Sum-Rate Maximization via Convex Optimization Using Subgradient Projections Onto Nonlinear Spectral Radius Constraint Sets

TL;DR

This paper introduces a convex optimization-based subgradient projection method to maximize sum-rate in wireless networks, effectively handling nonlinear spectral radius constraints and demonstrating convergence to the global optimum.

Contribution

It presents a novel subgradient projection algorithm for sum-rate maximization over nonlinear spectral radius constraints, with proven convergence to the global optimum.

Findings

Algorithm converges to the global optimum.

Effective in cell-less network simulations.
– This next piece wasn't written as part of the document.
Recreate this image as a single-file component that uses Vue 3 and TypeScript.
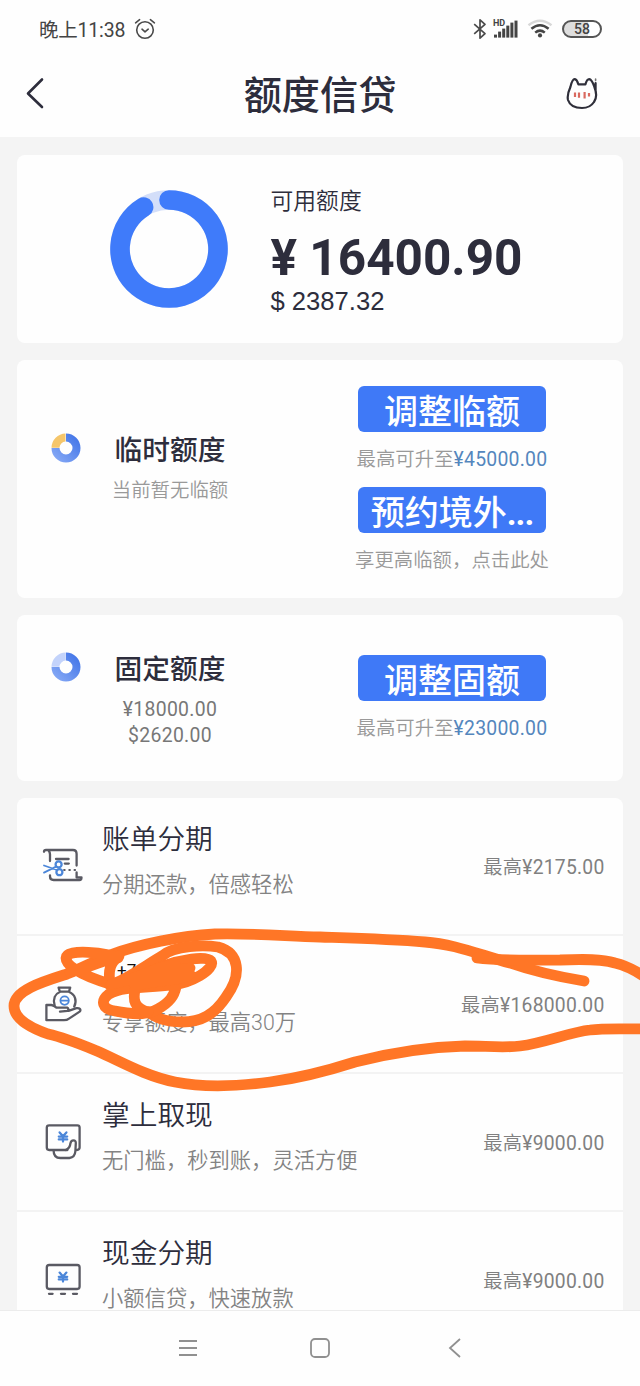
<script setup lang="ts">
interface Product {
  icon: 'bill' | 'bag' | 'cash' | 'card'
  title: string
  note: string
  limit: string
  masked?: boolean
}

const products: Product[] = [
  { icon: 'bill', title: '账单分期', note: '分期还款，倍感轻松', limit: '¥2175.00' },
  { icon: 'bag', title: '+7', note: '专享额度，最高30万', limit: '¥168000.00', masked: true },
  { icon: 'cash', title: '掌上取现', note: '无门槛，秒到账，灵活方便', limit: '¥9000.00' },
  { icon: 'card', title: '现金分期', note: '小额信贷，快速放款', limit: '¥9000.00' },
]
const signalBars = [3, 6, 9, 12, 15, 17]
</script>

<template>
  <div class="screen">
    <header class="top">
      <div class="status">
        <div class="clock">
          <span>晚上11:38</span>
          <svg width="22" height="22" viewBox="0 0 22 22" fill="none" stroke="#4a4a4a" stroke-width="1.6" stroke-linecap="round" stroke-linejoin="round">
            <circle cx="11" cy="12" r="8.3" />
            <path d="M1.6 4.8 5.6 1.7M20.4 4.8 16.4 1.7M8 11.2l3 2.6 3.2-2.6" />
          </svg>
        </div>
        <div class="signals">
          <svg class="bt" width="14" height="22" viewBox="0 0 14 22" fill="none" stroke="#4a4a4a" stroke-width="1.7" stroke-linejoin="round">
            <path d="M1.2 6.2 12 15.6 7 20.2V1.8l5 4.6L1.2 15.8" />
          </svg>
          <div class="cell">
            <span class="hd">HD</span>
            <svg width="26" height="20" viewBox="0 0 26 20" fill="#444">
              <rect v-for="(h, i) in signalBars" :key="i" :x="1 + i * 4.1" :y="18.6 - h" width="3" :height="h" />
            </svg>
          </div>
          <svg class="wifi" width="26" height="20" viewBox="0 0 26 20" fill="none" stroke-width="2.5">
            <path d="M1.5 6.2Q13-2.6 24.5 6.2" stroke="#d8d8d8" />
            <path d="M4.4 9.8Q13 2.8 21.6 9.8M8.2 13.6Q13 9.6 17.8 13.6" stroke="#444" />
            <circle cx="13" cy="16.4" r="2.1" fill="#444" />
          </svg>
          <div class="battery">58</div>
        </div>
      </div>
      <div class="nav">
        <svg width="20" height="34" viewBox="0 0 20 34" fill="none" stroke="#2d2d3c" stroke-width="2.6" stroke-linecap="round" stroke-linejoin="round">
          <path d="M17 3.5 3 17.5 17 31" />
        </svg>
        <h1>额度信贷</h1>
        <svg width="34" height="34" viewBox="0 0 34 34" fill="none" stroke="#2f2f3a" stroke-width="2.2" stroke-linecap="round" stroke-linejoin="round">
          <path d="M30.6 7V15M29.4 11C31.4 16 31.8 22 29 26 26 30.6 21 32 17 32 11 32 5 30 3 24 1.8 19 3.6 15 5.4 11 6.6 6 8.2 3 9.8 3.2 12 3.6 12.6 6 13.4 8.4H20.4C21.2 5.6 22.2 3.2 24.2 3.2 26.8 3.4 28 7 29.4 11" />
          <path d="M30.6 3V4.6" stroke-width="1.6" stroke="#777" />
          <path d="M10 16.5v4.4M14 16.5v5.2M19.6 16v6.4M24 17v3.6" stroke="#d9695f" stroke-width="2.2" stroke-linecap="butt" />
        </svg>
      </div>
    </header>

    <main class="content">
      <section class="card available">
        <svg class="ring" width="120" height="120" viewBox="0 0 120 120" fill="none" stroke-width="19.6">
          <circle cx="60" cy="60" r="49" stroke="#d3def9" />
          <path d="M60 11A49 49 0 1 1 34.6 18.1" stroke="#3f7bfa" stroke-linecap="round" />
        </svg>
        <div class="sums">
          <div class="label">可用额度</div>
          <div class="amount">¥ 16400.90</div>
          <div class="usd">$ 2387.32</div>
        </div>
      </section>

      <section class="card quota temp">
        <svg class="pie" width="30" height="30" viewBox="0 0 30 30">
          <defs>
            <linearGradient id="pieBlue" x1="1" y1="0" x2="0" y2="1">
              <stop offset="0" stop-color="#3a6fe6" />
              <stop offset="1" stop-color="#8eaff7" />
            </linearGradient>
          </defs>
          <path d="M15 .5A14.5 14.5 0 1 1 .5 15H8.5A6.5 6.5 0 1 0 15 8.5Z" fill="url(#pieBlue)" />
          <path d="M14.5 .5A14.5 14.5 0 0 0 .5 14.8H8.5A6.5 6.5 0 0 1 14.5 8.5Z" fill="#f5c66b" />
        </svg>
        <div class="kind">
          <h2>临时额度</h2>
          <p class="soft">当前暂无临额</p>
        </div>
        <div class="actions">
          <button>调整临额</button>
          <p>最高可升至<b>¥45000.00</b></p>
          <button>预约境外<span class="dots">...</span></button>
          <p>享更高临额，点击此处</p>
        </div>
      </section>

      <section class="card quota fixed">
        <svg class="pie" width="30" height="30" viewBox="0 0 30 30">
          <path d="M15 .5A14.5 14.5 0 1 1 .5 15H8.5A6.5 6.5 0 1 0 15 8.5Z" fill="url(#pieBlue)" />
          <path d="M14.8 .5A14.5 14.5 0 0 0 .5 14.8H8.5A6.5 6.5 0 0 1 14.8 8.5Z" fill="#c3d3fb" />
        </svg>
        <div class="kind">
          <h2>固定额度</h2>
          <p class="num">¥18000.00</p>
          <p class="num">$2620.00</p>
        </div>
        <div class="actions">
          <button>调整固额</button>
          <p>最高可升至<b>¥23000.00</b></p>
        </div>
      </section>

      <section class="card list">
        <div v-for="p in products" :key="p.icon" class="row">
          <svg class="icon" width="42" height="42" viewBox="0 0 42 42" fill="none" stroke="#5a5a63" stroke-width="2.3" stroke-linecap="round" stroke-linejoin="round">
            <template v-if="p.icon === 'bill'">
              <path d="M2 7.8Q2 6 4 6H31Q34.6 6 34.6 10V21.5M6.5 6.5Q8 8 8 10.5V17M8 31.4V32.5Q8 36 11.6 36H37.5Q39.5 36 39.5 33.4H34.6V28.5M14 15H26.6M22.8 19.6H26.8" />
              <path d="M22 26h12" stroke-dasharray=".8 4.4" stroke-width="1.8" />
              <path d="M2 21.5 15 26M2 28.6 14.6 22.4" stroke="#4b86d9" stroke-width="1.8" />
              <circle cx="16.6" cy="20.4" r="3" stroke="#4b86d9" />
              <circle cx="17.4" cy="28.2" r="3" stroke="#4b86d9" />
            </template>
            <template v-else-if="p.icon === 'bag'">
              <path d="M16.6 5.6H28.2L27 9.6H17.8ZM17.8 10C13 12 10.8 17 12.6 23.4M27.2 10C33.2 12.4 35.2 19 32.2 24.6" />
              <circle cx="22.6" cy="18.6" r="4.2" stroke="#4b86d9" stroke-width="1.8" />
              <path d="M19.2 18.6h7" stroke="#4b86d9" stroke-width="1.8" />
              <path d="M18 29.6 25.4 28.8Q27.6 27 25 25.6H14.4Q12 23.4 9.4 23H4.4V38.2H22Q25 38.2 27 36.6L38 29.4Q39.6 25.8 34.4 26.2L26.6 28.8" />
            </template>
            <template v-else-if="p.icon === 'cash'">
              <path d="M25.4 30H7.2Q4.8 30 4.8 27.6V7.6Q4.8 5.4 7.2 5.4H35.4Q37.6 5.4 37.6 7.6V27.6Q37.6 29.8 34.8 30" />
              <path d="M11.6 30.4Q11.6 38 18.4 38H27.4Q33 37.4 33.4 31L33.8 23.4Q34 20.4 31.4 20.4 29 20.4 28.4 23.4 28 28.6 23.6 30" />
              <path class="yen" d="m17.6 12.4 3.4 3.8 3.4-3.8M16.8 16.6h8.4M16.8 19.4h8.4M21 16.6v5" />
            </template>
            <template v-else>
              <rect x="4.8" y="7" width="32.8" height="24" rx="2.4" />
              <path d="M7 35.8h3.6M19 35.8h4M31 35.8h4" />
              <path class="yen" d="m17.6 14.6 3.4 3.8 3.4-3.8M16.8 18.8h8.4M16.8 21.4h8.4M21 18.6v5" />
            </template>
          </svg>
          <div class="text">
            <h3 :class="{ masked: p.masked }">{{ p.title }}</h3>
            <p>{{ p.note }}</p>
          </div>
          <div class="limit">最高<b>{{ p.limit }}</b></div>
        </div>
      </section>
    </main>

    <footer class="system">
      <svg width="20" height="22" viewBox="0 0 20 22" stroke="#909090" stroke-width="1.8"><path d="M1 4h18M1 11h18M1 18h18" /></svg>
      <svg width="20" height="20" viewBox="0 0 20 20" fill="none" stroke="#909090" stroke-width="1.8"><rect x="1" y="1" width="18" height="18" rx="4" /></svg>
      <svg width="14" height="22" viewBox="0 0 14 22" fill="none" stroke="#909090" stroke-width="1.8"><path d="M12 2 2 11l10 9" /></svg>
    </footer>

    <svg class="ink" width="640" height="180" viewBox="0 920 640 180" fill="none" stroke="#ff7626" stroke-width="10.8" stroke-linecap="round" stroke-linejoin="round">
      <path d="M584 981C560 977 530 970 510 963C480 955 455 944 425 942C390 939 350 938 320 937C285 936 250 933 215 934C180 936 140 944 110 955C95 961 82 968 67 974C45 981 14 990 14 1006C14 1018 28 1027 48 1034C66 1038 80 1044 97 1051C120 1061 145 1076 175 1082C205 1088 240 1086 270 1082C300 1078 330 1070 355 1062C390 1053 430 1047 465 1046C485 1046 505 1048 520 1046C545 1043 570 1032 590 1030C605 1028 625 1029 646 1029" />
      <path d="M477 958C500 961 530 960 560 960C585 959 602 959 615 963C628 966 638 972 648 979" />
      <path d="M70 972C98 966 101 959 118 958C108 953 66 948 66 958C66 968 90 978 110 984C108 970 110 963 119 956" />
      <path d="M110 985C125 981 145 966 162 956C174 945 205 945 218 947C240 953 242 975 226 997C214 1015 201 1022 182 1022C165 1022 157 1018 148 1012" />
      <path d="M111 985C135 985 145 972 163 966C180 960 206 955 211 961C216 969 190 984 171 985C150 988 123 986 109 994C100 1001 102 1009 115 1011C130 1014 146 1016 158 1009C170 1002 174 996 176 987" />
      <path d="M112 984C137 980 155 967 175 964C158 977 138 980 135 990C133 1000 134 1008 148 1012M135 985C158 980 180 981 190 974M140 978C155 968 175 972 190 968" />
    </svg>
  </div>
</template>

<style>
html,
body {
  margin: 0;
  background: #f4f4f4;
}
</style>

<style scoped>
.screen {
  position: relative;
  width: 640px;
  height: 1386px;
  overflow: hidden;
  display: flex;
  flex-direction: column;
  background: #f4f4f4;
  color: #2d2d3c;
  font-family: Roboto, "Noto Sans CJK SC", sans-serif;
}
h1, h2, h3, p { margin: 0; font-weight: 500; }
svg { display: block; flex: none; }
.top { flex: none; height: 137px; background: #fefefe; }
.status {
  display: flex;
  justify-content: space-between;
  align-items: center;
  height: 50px;
  padding: 8px 38px 0 39px;
  box-sizing: border-box;
  color: #444;
}
.clock { display: flex; align-items: center; gap: 9px; font-size: 19.5px; letter-spacing: -.2px; }
.clock span { margin-top: -2px; }
.signals { display: flex; align-items: center; }
.cell { display: flex; position: relative; margin-left: 6px; }
.hd { position: absolute; left: 0; top: 0; font-size: 9px; line-height: 9px; font-weight: 700; }
.wifi { margin-left: 8px; }
.battery {
  margin-left: 9px;
  width: 40px;
  height: 18px;
  box-sizing: border-box;
  border: 2px solid #555;
  border-radius: 9px;
  background: linear-gradient(90deg, #dedede 68%, #fff 68%);
  font-size: 14px;
  font-weight: 500;
  line-height: 15px;
  text-align: center;
}
.nav { display: flex; justify-content: space-between; align-items: center; height: 86px; padding: 0 41px 0 25px; }
.nav h1 { font-size: 38.2px; line-height: 50px; margin: 5px 0 0 30px; }
.content { flex: 1; min-height: 0; overflow: hidden; padding: 18px 17px 0; }
.card { background: #fefefe; border-radius: 8px; margin-bottom: 17px; box-sizing: border-box; }
.available { display: flex; height: 188px; padding: 34px 0 0 92px; }
.sums { margin-left: 41.5px; }
.label { font-size: 22.8px; line-height: 26px; font-weight: 350; }
.amount { font-size: 49.5px; font-weight: 700; line-height: 60px; margin-top: 13px; white-space: pre; }
.usd { font-family: "Liberation Sans", sans-serif; font-size: 25.6px; line-height: 30px; margin-top: -2px; }
.quota { display: flex; }
.temp { height: 238px; padding: 26px 0 0 34px; }
.fixed { height: 166px; padding: 40px 0 0 34px; }
.temp .pie { margin-top: 47px; }
.fixed .pie { margin-top: -3px; }
.kind { width: 140px; margin-left: 19px; text-align: center; }
.temp .kind { padding-top: 47px; }
h2 { font-size: 27.7px; line-height: 36px; }
.fixed h2 { margin-top: -3px; }
.kind p { font-size: 19.4px; font-weight: 400; }
.kind p.soft { color: #999; line-height: 26px; margin-top: 9px; font-weight: 350; }
.num { color: #777; line-height: 26px; letter-spacing: .3px; }
.fixed .num:nth-child(2) { margin-top: 9px; }
.actions { width: 210px; margin-left: 107px; text-align: center; }
button {
  display: block;
  width: 188px;
  height: 46px;
  margin: 0 auto;
  padding: 2px 0 0;
  border: 0;
  border-radius: 6px;
  background: #3f79f7;
  color: #fff;
  font: 500 34px/48px Roboto, "Noto Sans CJK SC", sans-serif;
}
.dots { font-weight: 700; letter-spacing: -1px; }
.actions p { font-size: 19.4px; line-height: 26px; font-weight: 350; color: #999; padding: 15px 0 14px; white-space: nowrap; }
.actions b { font-weight: 400; color: #5486bd; letter-spacing: .25px; }
.list { margin: 0; }
.row { display: flex; height: 138px; box-sizing: border-box; border-bottom: 2px solid #f3f3f3; padding: 0 18.5px 0 25px; }
.icon { margin-top: 46px; }
.text { flex: 1; margin-left: 18px; }
h3 { font-size: 27.7px; line-height: 36px; font-weight: 350; padding-top: 24px; }
h3.masked { font-size: 17px; font-weight: 400; line-height: 20px; height: 20px; padding: 24px 0 16px 15px; color: #111; }
.text p { font-size: 21.3px; line-height: 28px; font-weight: 350; color: #838383; margin-top: 13px; }
.limit { font-size: 19.3px; line-height: 28px; font-weight: 350; margin-top: 56px; color: #808080; letter-spacing: .25px; }
.limit b { font-weight: 400; }
.yen { stroke: #4b86d9; }
.system {
  flex: none;
  height: 76px;
  box-sizing: border-box;
  border-top: 1px solid #ececec;
  background: #fefefe;
  display: grid;
  grid-template-columns: 20px 20px 14px;
  column-gap: 112px;
  align-items: center;
  padding: 0 0 2px 178px;
}
.system svg:last-child { margin-left: 6px; }
.ink { position: absolute; left: 0; top: 920px; }
</style>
Handles nonlinear spectral radius constraints efficiently.

Abstract

We solve the (weighted) sum-rate maximization problem over the set of achievable rates characterized by a nonlinear spectral radius function. This set has been recently shown to be convex in some practically relevant settings in modern wireless networks, including cell-less networks. However, even under convexity, sum-rate maximization is challenging because the nonlinear spectral radius characterization of the achievable rate region is difficult to handle directly. We overcome this difficulty by exploiting subgradient projections onto the level sets of suitably reformulated spectral radius functions. Notably, the derived subgradient projection algorithm provably converges to the global optimum of the sum-rate maximization problem under the convexity condition. The efficacy of the proposed algorithm is illustrated in simulations for cell-less networks.